[Front-end source files]
────────

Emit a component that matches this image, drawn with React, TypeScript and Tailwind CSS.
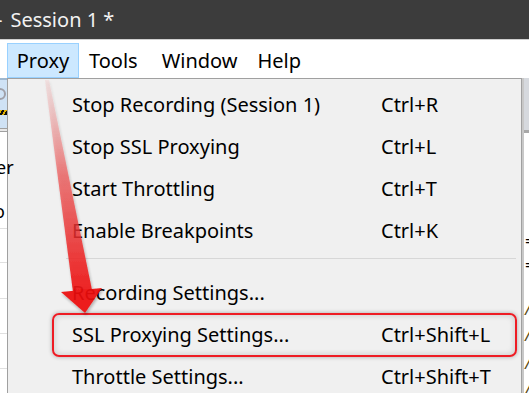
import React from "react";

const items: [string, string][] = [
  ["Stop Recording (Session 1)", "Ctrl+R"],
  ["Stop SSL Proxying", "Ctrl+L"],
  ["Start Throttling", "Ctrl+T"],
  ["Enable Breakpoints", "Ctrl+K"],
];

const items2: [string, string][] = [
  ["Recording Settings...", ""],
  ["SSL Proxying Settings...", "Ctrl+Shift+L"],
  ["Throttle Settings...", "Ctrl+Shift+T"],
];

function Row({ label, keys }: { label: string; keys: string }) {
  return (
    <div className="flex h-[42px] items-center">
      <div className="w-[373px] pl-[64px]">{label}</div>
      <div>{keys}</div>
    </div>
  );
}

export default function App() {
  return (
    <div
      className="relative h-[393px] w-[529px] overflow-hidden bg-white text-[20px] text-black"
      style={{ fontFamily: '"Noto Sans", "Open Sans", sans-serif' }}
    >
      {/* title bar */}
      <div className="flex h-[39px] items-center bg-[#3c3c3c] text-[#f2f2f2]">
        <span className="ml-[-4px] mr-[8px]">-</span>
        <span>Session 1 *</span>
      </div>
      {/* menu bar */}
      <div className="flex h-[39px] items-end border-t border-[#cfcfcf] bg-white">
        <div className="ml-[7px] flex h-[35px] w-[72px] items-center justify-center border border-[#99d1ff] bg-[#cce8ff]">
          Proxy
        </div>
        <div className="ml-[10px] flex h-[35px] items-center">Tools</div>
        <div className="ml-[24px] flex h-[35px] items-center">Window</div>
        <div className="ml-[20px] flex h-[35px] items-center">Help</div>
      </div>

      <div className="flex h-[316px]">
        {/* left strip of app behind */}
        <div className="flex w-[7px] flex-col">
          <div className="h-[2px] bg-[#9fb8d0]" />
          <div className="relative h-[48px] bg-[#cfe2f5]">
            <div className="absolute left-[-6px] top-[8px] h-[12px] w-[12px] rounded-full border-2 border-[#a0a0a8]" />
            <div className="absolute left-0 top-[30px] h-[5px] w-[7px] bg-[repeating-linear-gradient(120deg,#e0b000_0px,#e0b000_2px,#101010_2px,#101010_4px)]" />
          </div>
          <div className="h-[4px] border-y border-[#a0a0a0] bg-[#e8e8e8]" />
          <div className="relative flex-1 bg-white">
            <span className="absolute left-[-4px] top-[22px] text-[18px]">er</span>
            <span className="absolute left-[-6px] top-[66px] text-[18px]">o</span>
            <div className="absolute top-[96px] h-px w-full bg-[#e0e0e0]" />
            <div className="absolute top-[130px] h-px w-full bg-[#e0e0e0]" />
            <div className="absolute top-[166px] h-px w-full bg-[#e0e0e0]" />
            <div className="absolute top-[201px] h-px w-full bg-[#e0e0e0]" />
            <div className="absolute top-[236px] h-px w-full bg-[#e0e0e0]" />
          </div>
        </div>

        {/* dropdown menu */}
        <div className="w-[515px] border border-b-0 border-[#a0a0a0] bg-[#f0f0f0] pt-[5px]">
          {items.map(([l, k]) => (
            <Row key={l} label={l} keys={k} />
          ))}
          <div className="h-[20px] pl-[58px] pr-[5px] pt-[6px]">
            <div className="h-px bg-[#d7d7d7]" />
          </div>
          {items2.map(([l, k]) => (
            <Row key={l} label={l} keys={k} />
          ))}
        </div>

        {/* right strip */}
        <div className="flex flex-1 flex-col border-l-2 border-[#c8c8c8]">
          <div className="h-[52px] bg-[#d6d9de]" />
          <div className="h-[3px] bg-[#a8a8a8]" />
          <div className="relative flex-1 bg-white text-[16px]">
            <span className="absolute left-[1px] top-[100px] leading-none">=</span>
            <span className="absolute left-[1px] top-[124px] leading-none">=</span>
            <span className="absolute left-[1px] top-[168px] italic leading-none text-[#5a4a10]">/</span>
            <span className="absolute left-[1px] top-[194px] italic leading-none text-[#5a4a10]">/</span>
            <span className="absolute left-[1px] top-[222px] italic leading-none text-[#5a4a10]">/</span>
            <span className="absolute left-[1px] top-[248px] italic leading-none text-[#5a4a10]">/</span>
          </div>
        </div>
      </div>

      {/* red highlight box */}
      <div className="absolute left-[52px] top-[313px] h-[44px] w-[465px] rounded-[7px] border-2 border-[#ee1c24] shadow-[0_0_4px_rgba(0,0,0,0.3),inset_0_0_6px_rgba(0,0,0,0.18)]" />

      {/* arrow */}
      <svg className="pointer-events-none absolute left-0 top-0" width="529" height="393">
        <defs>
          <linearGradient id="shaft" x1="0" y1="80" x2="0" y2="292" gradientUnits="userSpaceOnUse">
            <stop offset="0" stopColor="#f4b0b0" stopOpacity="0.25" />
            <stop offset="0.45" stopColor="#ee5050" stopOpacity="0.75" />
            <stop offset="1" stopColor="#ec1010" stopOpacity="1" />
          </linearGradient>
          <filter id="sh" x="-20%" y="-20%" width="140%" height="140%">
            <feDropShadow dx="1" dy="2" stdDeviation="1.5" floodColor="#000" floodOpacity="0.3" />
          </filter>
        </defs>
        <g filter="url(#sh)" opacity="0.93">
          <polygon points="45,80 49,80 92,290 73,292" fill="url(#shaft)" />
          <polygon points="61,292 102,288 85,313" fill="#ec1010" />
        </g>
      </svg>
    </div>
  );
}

────────

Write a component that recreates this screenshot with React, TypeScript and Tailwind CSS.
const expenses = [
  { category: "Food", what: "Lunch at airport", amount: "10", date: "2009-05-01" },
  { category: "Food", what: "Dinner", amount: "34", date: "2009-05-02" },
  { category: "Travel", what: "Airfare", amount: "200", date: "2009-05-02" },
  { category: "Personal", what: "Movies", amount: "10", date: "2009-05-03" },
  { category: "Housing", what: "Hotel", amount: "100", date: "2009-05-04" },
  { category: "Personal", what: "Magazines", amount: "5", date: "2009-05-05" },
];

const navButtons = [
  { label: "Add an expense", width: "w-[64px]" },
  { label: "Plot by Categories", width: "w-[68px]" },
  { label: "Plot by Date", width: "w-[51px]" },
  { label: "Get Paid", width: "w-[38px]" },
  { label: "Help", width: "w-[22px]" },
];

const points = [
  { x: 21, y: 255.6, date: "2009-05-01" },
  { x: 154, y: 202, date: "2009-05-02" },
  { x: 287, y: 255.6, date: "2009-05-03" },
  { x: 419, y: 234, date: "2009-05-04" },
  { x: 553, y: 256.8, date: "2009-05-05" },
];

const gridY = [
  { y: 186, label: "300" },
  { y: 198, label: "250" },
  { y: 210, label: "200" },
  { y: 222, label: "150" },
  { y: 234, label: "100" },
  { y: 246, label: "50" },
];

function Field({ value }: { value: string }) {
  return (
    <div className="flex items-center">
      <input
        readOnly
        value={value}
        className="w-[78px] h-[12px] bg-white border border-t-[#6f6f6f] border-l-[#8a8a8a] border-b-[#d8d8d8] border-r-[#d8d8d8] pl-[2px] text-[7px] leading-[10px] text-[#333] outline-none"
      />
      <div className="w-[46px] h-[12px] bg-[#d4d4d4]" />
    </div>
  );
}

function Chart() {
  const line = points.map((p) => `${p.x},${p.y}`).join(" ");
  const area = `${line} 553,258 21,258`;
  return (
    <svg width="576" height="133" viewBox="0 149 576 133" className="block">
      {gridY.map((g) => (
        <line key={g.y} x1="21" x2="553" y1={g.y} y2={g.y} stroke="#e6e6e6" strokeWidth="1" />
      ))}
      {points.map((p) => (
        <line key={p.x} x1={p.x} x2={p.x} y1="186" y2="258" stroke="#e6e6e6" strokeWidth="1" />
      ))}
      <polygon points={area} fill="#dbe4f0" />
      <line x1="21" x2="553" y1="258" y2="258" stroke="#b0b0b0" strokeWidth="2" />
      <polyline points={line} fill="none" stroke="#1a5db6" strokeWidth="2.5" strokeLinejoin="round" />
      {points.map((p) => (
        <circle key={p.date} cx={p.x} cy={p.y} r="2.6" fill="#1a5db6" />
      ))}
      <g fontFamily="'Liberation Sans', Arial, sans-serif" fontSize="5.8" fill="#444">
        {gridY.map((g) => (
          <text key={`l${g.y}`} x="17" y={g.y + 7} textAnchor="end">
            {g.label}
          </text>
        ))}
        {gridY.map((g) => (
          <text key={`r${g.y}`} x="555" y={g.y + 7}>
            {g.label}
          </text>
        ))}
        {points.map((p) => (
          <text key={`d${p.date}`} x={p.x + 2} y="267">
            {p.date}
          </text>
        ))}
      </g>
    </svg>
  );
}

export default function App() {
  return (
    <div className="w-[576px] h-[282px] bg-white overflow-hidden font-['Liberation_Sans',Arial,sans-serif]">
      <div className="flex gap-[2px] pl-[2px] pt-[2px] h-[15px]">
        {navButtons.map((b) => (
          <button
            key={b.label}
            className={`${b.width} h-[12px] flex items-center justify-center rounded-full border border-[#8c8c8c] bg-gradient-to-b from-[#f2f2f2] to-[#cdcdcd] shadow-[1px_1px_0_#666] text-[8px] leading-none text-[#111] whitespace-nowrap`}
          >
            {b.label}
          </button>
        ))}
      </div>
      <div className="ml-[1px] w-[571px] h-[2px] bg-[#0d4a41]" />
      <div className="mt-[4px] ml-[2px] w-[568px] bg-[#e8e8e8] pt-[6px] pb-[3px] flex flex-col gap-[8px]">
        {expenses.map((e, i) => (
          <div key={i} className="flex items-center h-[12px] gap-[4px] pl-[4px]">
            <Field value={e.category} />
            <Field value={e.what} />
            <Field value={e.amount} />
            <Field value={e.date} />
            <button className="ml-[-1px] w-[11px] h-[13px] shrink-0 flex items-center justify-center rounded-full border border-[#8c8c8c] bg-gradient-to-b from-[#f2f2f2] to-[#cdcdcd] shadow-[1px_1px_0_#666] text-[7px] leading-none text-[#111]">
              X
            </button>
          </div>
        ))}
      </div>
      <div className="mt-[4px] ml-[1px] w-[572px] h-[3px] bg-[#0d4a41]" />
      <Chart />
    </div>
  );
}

────────

## Aim of the task
Identify every line holding the word "that" and copy it out.

## Full output
Emit a component that matches this image, drawn with React, TypeScript and Tailwind CSS.
Write a component that recreates this screenshot with React, TypeScript and Tailwind CSS.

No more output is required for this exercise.